Within the material below, find each line bearing the word "styles" and present it.
Start Information shown
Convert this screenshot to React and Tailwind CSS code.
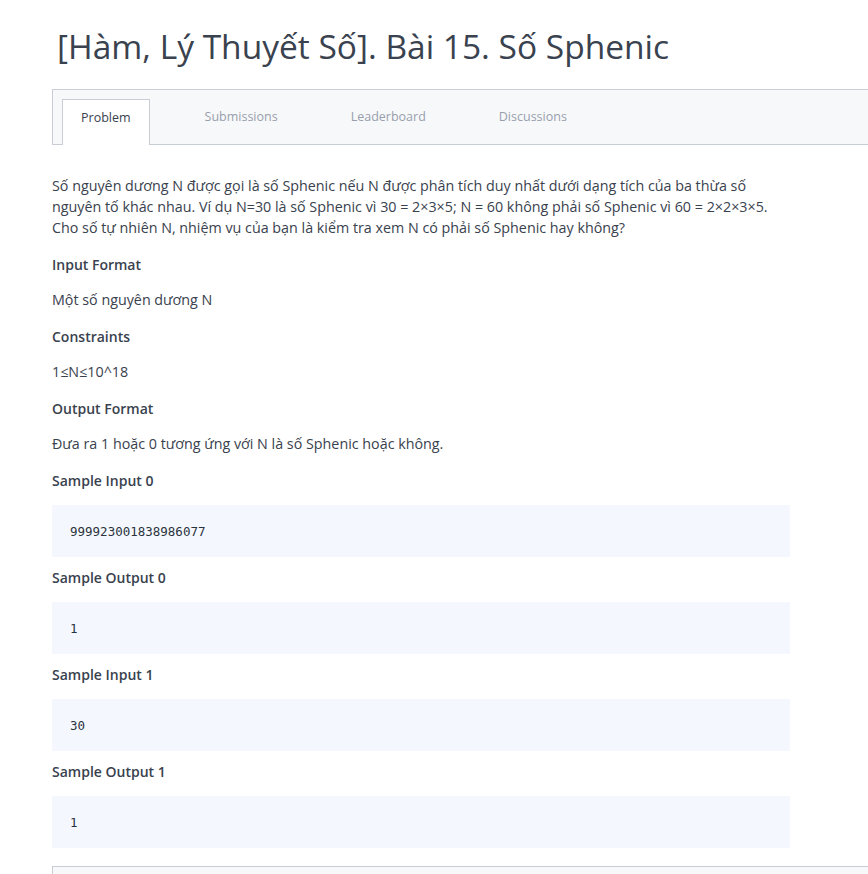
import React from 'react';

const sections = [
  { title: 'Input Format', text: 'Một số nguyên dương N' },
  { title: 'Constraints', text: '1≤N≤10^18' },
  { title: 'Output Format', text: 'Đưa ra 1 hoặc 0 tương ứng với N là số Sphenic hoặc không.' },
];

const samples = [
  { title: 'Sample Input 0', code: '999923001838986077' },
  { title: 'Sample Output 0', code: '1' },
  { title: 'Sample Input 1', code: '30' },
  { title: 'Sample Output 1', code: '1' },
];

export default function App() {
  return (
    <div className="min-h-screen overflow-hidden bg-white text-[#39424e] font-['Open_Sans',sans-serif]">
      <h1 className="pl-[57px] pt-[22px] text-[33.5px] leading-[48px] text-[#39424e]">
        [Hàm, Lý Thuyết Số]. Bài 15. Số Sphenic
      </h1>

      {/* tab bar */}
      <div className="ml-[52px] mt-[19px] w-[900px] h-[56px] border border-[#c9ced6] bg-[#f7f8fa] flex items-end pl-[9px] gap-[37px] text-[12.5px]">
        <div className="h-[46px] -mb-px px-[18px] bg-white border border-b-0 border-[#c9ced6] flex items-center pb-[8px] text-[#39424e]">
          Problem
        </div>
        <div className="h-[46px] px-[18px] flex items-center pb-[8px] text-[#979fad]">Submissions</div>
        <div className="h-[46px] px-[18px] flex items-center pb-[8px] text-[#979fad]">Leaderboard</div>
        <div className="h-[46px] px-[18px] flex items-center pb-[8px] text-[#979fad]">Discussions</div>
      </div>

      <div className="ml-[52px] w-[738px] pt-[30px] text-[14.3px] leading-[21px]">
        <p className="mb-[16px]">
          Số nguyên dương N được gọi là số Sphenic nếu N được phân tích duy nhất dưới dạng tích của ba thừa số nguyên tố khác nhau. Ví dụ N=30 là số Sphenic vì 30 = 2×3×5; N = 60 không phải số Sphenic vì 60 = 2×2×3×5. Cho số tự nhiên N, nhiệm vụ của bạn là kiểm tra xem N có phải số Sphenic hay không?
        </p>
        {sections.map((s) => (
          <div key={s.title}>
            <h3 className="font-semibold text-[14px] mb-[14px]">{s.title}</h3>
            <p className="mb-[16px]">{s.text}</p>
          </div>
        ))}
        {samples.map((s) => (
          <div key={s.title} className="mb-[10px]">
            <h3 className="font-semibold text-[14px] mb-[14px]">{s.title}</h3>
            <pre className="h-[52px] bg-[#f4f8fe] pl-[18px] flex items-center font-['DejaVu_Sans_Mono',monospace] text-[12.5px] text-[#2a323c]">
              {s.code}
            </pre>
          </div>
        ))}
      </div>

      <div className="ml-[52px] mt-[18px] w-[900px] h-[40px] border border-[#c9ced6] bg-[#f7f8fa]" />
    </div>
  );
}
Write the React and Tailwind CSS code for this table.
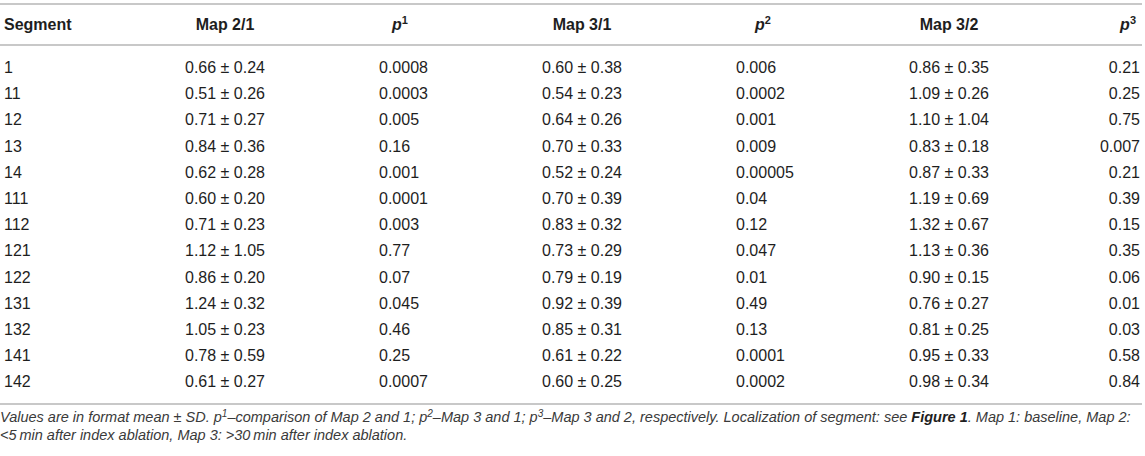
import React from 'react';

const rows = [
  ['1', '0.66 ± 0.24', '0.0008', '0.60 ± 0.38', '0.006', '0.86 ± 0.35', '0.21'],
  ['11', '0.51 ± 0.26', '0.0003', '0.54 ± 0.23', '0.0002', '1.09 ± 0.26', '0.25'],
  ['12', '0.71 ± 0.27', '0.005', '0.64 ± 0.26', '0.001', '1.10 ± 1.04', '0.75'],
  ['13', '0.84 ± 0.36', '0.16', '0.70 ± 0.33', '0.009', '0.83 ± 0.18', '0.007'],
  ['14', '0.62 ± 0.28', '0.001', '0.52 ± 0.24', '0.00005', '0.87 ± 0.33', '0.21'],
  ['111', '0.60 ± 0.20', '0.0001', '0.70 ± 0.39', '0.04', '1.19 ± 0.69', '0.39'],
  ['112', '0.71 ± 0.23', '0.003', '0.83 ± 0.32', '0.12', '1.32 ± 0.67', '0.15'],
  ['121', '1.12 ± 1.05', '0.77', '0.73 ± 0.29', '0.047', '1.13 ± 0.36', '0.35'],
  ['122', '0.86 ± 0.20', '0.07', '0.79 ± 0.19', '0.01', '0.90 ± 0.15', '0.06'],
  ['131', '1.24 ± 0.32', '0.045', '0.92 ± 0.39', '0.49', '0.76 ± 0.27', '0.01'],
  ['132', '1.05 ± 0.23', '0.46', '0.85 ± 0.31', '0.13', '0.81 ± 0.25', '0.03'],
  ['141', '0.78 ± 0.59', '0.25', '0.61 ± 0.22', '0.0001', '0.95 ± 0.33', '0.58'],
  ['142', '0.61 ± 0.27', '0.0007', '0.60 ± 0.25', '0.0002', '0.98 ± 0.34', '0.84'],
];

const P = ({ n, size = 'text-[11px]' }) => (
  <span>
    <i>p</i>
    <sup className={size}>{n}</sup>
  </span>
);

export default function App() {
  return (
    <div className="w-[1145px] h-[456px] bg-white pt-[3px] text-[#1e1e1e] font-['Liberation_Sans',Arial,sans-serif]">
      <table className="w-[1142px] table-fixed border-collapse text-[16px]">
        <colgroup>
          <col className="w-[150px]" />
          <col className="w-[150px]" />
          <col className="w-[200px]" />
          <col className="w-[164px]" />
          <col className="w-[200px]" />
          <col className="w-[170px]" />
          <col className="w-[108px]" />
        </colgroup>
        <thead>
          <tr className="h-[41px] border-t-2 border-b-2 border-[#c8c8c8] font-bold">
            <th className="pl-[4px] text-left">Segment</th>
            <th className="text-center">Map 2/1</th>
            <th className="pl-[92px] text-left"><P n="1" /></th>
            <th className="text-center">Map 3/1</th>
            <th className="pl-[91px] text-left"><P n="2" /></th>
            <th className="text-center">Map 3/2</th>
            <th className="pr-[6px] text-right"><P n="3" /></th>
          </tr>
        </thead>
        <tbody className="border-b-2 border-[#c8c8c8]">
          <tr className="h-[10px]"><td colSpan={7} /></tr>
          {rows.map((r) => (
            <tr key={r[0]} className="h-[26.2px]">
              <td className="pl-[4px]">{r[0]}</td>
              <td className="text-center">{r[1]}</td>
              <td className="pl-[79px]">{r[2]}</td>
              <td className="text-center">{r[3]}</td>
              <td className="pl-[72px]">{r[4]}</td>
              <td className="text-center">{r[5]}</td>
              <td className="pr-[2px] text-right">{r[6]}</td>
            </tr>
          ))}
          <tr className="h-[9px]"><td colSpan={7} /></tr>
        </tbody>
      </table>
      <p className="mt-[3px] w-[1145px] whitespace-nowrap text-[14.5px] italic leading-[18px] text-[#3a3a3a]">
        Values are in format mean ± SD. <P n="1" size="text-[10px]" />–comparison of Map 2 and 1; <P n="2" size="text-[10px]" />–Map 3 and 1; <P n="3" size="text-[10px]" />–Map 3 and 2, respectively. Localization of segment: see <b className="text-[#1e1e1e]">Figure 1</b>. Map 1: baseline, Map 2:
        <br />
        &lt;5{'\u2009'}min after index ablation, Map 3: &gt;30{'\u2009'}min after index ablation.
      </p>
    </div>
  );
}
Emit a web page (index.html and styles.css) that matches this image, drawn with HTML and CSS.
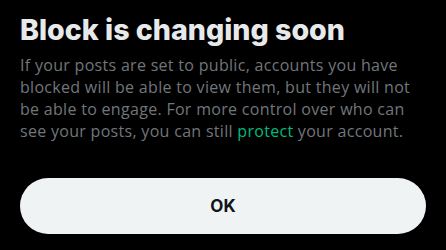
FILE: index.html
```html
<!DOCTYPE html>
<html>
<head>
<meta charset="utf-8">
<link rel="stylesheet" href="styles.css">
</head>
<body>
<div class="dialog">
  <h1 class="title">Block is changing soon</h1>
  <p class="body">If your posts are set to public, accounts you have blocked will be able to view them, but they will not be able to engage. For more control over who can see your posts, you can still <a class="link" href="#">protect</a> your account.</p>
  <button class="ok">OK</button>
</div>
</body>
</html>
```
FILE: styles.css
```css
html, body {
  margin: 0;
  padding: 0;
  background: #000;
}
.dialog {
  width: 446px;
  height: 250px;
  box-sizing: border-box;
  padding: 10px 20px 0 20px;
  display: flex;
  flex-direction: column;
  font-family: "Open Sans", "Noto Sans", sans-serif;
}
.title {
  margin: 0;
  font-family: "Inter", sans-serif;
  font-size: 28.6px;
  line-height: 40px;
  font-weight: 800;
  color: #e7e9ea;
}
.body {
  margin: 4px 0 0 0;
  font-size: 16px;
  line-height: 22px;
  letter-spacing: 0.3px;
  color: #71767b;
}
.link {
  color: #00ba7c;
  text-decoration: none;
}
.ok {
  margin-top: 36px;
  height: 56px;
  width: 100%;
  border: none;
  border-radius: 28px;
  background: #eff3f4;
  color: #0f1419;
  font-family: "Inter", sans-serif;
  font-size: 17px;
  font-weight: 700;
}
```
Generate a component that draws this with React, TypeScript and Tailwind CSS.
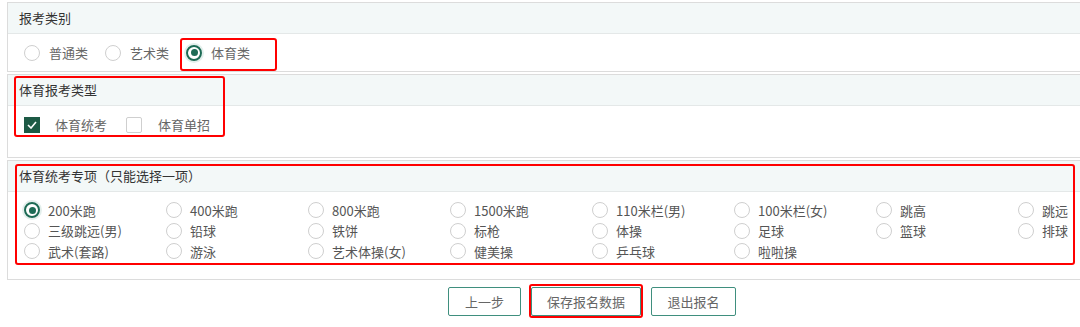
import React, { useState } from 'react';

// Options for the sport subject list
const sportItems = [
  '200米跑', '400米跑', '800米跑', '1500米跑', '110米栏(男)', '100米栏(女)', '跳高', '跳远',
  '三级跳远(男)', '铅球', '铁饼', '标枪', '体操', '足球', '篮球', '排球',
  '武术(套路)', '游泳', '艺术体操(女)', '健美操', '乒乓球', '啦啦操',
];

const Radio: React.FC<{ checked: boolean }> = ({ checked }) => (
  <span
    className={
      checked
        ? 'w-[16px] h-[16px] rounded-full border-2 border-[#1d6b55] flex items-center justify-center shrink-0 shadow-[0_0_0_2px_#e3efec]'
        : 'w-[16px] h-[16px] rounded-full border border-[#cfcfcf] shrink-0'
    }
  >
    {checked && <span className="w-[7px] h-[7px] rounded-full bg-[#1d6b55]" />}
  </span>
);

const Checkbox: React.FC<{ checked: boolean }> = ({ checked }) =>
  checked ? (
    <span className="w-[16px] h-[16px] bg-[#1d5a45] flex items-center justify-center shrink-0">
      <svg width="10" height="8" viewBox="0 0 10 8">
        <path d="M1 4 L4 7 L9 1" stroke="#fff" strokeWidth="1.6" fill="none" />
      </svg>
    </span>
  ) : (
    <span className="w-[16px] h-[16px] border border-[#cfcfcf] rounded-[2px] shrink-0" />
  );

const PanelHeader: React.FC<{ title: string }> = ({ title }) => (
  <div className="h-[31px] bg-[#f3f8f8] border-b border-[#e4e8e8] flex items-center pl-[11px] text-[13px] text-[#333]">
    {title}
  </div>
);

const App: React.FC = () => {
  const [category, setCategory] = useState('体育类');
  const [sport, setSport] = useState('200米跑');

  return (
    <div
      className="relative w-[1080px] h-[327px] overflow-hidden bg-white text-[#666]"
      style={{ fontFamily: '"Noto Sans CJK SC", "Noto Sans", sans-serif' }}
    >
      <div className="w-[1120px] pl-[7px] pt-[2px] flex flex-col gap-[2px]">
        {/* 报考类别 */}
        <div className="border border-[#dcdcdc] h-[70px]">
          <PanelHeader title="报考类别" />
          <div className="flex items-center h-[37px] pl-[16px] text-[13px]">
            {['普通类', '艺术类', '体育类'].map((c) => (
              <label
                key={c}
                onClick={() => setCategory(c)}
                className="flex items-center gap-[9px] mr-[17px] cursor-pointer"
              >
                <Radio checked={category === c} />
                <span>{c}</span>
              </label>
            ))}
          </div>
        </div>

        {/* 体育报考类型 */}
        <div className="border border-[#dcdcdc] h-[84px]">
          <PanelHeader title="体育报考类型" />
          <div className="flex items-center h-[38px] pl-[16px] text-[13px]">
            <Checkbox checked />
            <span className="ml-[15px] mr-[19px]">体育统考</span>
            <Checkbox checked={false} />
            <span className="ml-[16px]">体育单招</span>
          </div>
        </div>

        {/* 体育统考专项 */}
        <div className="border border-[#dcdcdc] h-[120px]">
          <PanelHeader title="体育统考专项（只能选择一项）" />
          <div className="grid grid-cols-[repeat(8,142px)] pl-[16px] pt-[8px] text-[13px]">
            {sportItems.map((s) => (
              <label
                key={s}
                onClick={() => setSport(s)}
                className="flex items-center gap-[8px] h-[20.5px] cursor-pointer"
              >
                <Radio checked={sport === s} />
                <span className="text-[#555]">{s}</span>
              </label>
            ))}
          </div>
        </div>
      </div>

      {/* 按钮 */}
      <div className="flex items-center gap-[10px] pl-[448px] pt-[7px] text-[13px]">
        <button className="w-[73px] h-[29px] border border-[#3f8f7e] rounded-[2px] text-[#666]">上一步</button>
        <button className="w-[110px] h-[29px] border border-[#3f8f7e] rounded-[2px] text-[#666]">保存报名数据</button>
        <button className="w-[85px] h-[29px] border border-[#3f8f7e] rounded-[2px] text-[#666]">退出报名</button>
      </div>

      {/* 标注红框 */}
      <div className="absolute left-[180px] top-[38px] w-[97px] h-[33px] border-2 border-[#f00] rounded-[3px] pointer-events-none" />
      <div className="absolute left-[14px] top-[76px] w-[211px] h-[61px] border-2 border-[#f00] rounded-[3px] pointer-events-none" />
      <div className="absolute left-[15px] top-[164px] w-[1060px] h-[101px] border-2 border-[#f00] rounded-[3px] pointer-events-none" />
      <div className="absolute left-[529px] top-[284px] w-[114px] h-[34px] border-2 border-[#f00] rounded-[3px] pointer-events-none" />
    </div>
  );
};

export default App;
End Information shown
● **Final result**
Emit a web page (index.html and styles.css) that matches this image, drawn with HTML and CSS.
<link rel="stylesheet" href="styles.css">
FILE: styles.css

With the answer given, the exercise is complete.